§ **Dataset excerpt**
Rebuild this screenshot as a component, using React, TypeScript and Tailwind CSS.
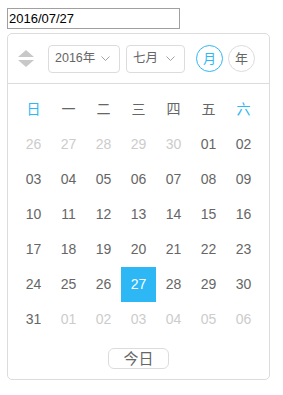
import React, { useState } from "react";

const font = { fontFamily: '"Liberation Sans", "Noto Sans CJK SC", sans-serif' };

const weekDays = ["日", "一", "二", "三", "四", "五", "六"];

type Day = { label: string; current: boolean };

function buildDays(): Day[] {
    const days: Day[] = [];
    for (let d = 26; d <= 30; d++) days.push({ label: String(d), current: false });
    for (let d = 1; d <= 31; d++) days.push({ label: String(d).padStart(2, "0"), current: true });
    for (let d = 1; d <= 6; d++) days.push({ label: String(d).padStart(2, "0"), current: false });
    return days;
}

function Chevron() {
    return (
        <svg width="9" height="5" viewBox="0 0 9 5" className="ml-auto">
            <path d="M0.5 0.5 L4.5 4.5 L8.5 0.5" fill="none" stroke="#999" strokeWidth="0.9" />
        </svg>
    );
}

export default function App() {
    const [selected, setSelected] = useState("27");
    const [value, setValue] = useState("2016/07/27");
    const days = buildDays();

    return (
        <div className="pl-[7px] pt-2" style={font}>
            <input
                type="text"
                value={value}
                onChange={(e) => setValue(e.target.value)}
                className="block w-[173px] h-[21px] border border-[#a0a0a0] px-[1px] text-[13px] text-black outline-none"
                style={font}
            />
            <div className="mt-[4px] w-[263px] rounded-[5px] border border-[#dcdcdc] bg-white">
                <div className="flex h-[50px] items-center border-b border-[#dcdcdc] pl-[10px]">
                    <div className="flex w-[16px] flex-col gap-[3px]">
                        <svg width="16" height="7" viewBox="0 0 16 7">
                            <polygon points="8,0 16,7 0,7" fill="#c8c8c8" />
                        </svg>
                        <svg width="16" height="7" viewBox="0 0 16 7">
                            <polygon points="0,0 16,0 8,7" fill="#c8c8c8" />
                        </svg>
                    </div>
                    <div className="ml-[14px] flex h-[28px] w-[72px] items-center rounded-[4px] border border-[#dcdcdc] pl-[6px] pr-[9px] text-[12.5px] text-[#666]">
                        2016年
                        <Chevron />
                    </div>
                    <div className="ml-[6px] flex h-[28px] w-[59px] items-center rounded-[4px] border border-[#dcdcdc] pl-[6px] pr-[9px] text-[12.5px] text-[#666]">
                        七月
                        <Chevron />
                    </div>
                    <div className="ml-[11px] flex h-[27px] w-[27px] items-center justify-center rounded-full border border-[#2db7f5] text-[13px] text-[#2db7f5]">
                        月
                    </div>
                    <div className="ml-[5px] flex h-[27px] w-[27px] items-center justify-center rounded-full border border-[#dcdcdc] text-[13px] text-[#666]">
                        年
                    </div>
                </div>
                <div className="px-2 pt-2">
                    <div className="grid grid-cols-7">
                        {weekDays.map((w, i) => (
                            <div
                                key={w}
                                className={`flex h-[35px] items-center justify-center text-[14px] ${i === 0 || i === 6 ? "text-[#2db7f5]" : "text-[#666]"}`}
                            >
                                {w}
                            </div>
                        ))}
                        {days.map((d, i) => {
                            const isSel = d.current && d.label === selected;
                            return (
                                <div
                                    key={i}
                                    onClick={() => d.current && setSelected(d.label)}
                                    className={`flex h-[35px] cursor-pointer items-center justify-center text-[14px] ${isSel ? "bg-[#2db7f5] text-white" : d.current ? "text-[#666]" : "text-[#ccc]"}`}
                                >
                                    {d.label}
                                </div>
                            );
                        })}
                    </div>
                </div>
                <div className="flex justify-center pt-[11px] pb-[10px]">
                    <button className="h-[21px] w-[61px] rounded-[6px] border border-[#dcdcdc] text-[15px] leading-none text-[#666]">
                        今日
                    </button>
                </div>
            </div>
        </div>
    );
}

§ **Goal of the exercise**
Extract every line of the data exactly; pictures stay out.

§ **Written response**
Rebuild this screenshot as a component, using React, TypeScript and Tailwind CSS.
import React, { useState } from "react";

const font = { fontFamily: '"Liberation Sans", "Noto Sans CJK SC", sans-serif' };

const weekDays = ["日", "一", "二", "三", "四", "五", "六"];

type Day = { label: string; current: boolean };

function buildDays(): Day[] {
    const days: Day[] = [];
    for (let d = 26; d <= 30; d++) days.push({ label: String(d), current: false });
    for (let d = 1; d <= 31; d++) days.push({ label: String(d).padStart(2, "0"), current: true });
    for (let d = 1; d <= 6; d++) days.push({ label: String(d).padStart(2, "0"), current: false });
    return days;
}

function Chevron() {
    return (
        <svg width="9" height="5" viewBox="0 0 9 5" className="ml-auto">
            <path d="M0.5 0.5 L4.5 4.5 L8.5 0.5" fill="none" stroke="#999" strokeWidth="0.9" />
        </svg>
    );
}

export default function App() {
    const [selected, setSelected] = useState("27");
    const [value, setValue] = useState("2016/07/27");
    const days = buildDays();

    return (
        <div className="pl-[7px] pt-2" style={font}>
            <input
                type="text"
                value={value}
                onChange={(e) => setValue(e.target.value)}
                className="block w-[173px] h-[21px] border border-[#a0a0a0] px-[1px] text-[13px] text-black outline-none"
                style={font}
            />
            <div className="mt-[4px] w-[263px] rounded-[5px] border border-[#dcdcdc] bg-white">
                <div className="flex h-[50px] items-center border-b border-[#dcdcdc] pl-[10px]">
                    <div className="flex w-[16px] flex-col gap-[3px]">
                        <svg width="16" height="7" viewBox="0 0 16 7">
                            <polygon points="8,0 16,7 0,7" fill="#c8c8c8" />
                        </svg>
                        <svg width="16" height="7" viewBox="0 0 16 7">
                            <polygon points="0,0 16,0 8,7" fill="#c8c8c8" />
                        </svg>
                    </div>
                    <div className="ml-[14px] flex h-[28px] w-[72px] items-center rounded-[4px] border border-[#dcdcdc] pl-[6px] pr-[9px] text-[12.5px] text-[#666]">
                        2016年
                        <Chevron />
                    </div>
                    <div className="ml-[6px] flex h-[28px] w-[59px] items-center rounded-[4px] border border-[#dcdcdc] pl-[6px] pr-[9px] text-[12.5px] text-[#666]">
                        七月
                        <Chevron />
                    </div>
                    <div className="ml-[11px] flex h-[27px] w-[27px] items-center justify-center rounded-full border border-[#2db7f5] text-[13px] text-[#2db7f5]">
                        月
                    </div>
                    <div className="ml-[5px] flex h-[27px] w-[27px] items-center justify-center rounded-full border border-[#dcdcdc] text-[13px] text-[#666]">
                        年
                    </div>
                </div>
                <div className="px-2 pt-2">
                    <div className="grid grid-cols-7">
                        {weekDays.map((w, i) => (
                            <div
                                key={w}
                                className={`flex h-[35px] items-center justify-center text-[14px] ${i === 0 || i === 6 ? "text-[#2db7f5]" : "text-[#666]"}`}
                            >
                                {w}
                            </div>
                        ))}
                        {days.map((d, i) => {
                            const isSel = d.current && d.label === selected;
                            return (
                                <div
                                    key={i}
                                    onClick={() => d.current && setSelected(d.label)}
                                    className={`flex h-[35px] cursor-pointer items-center justify-center text-[14px] ${isSel ? "bg-[#2db7f5] text-white" : d.current ? "text-[#666]" : "text-[#ccc]"}`}
                                >
                                    {d.label}
                                </div>
                            );
                        })}
                    </div>
                </div>
                <div className="flex justify-center pt-[11px] pb-[10px]">
                    <button className="h-[21px] w-[61px] rounded-[6px] border border-[#dcdcdc] text-[15px] leading-none text-[#666]">
                        今日
                    </button>
                </div>
            </div>
        </div>
    );
}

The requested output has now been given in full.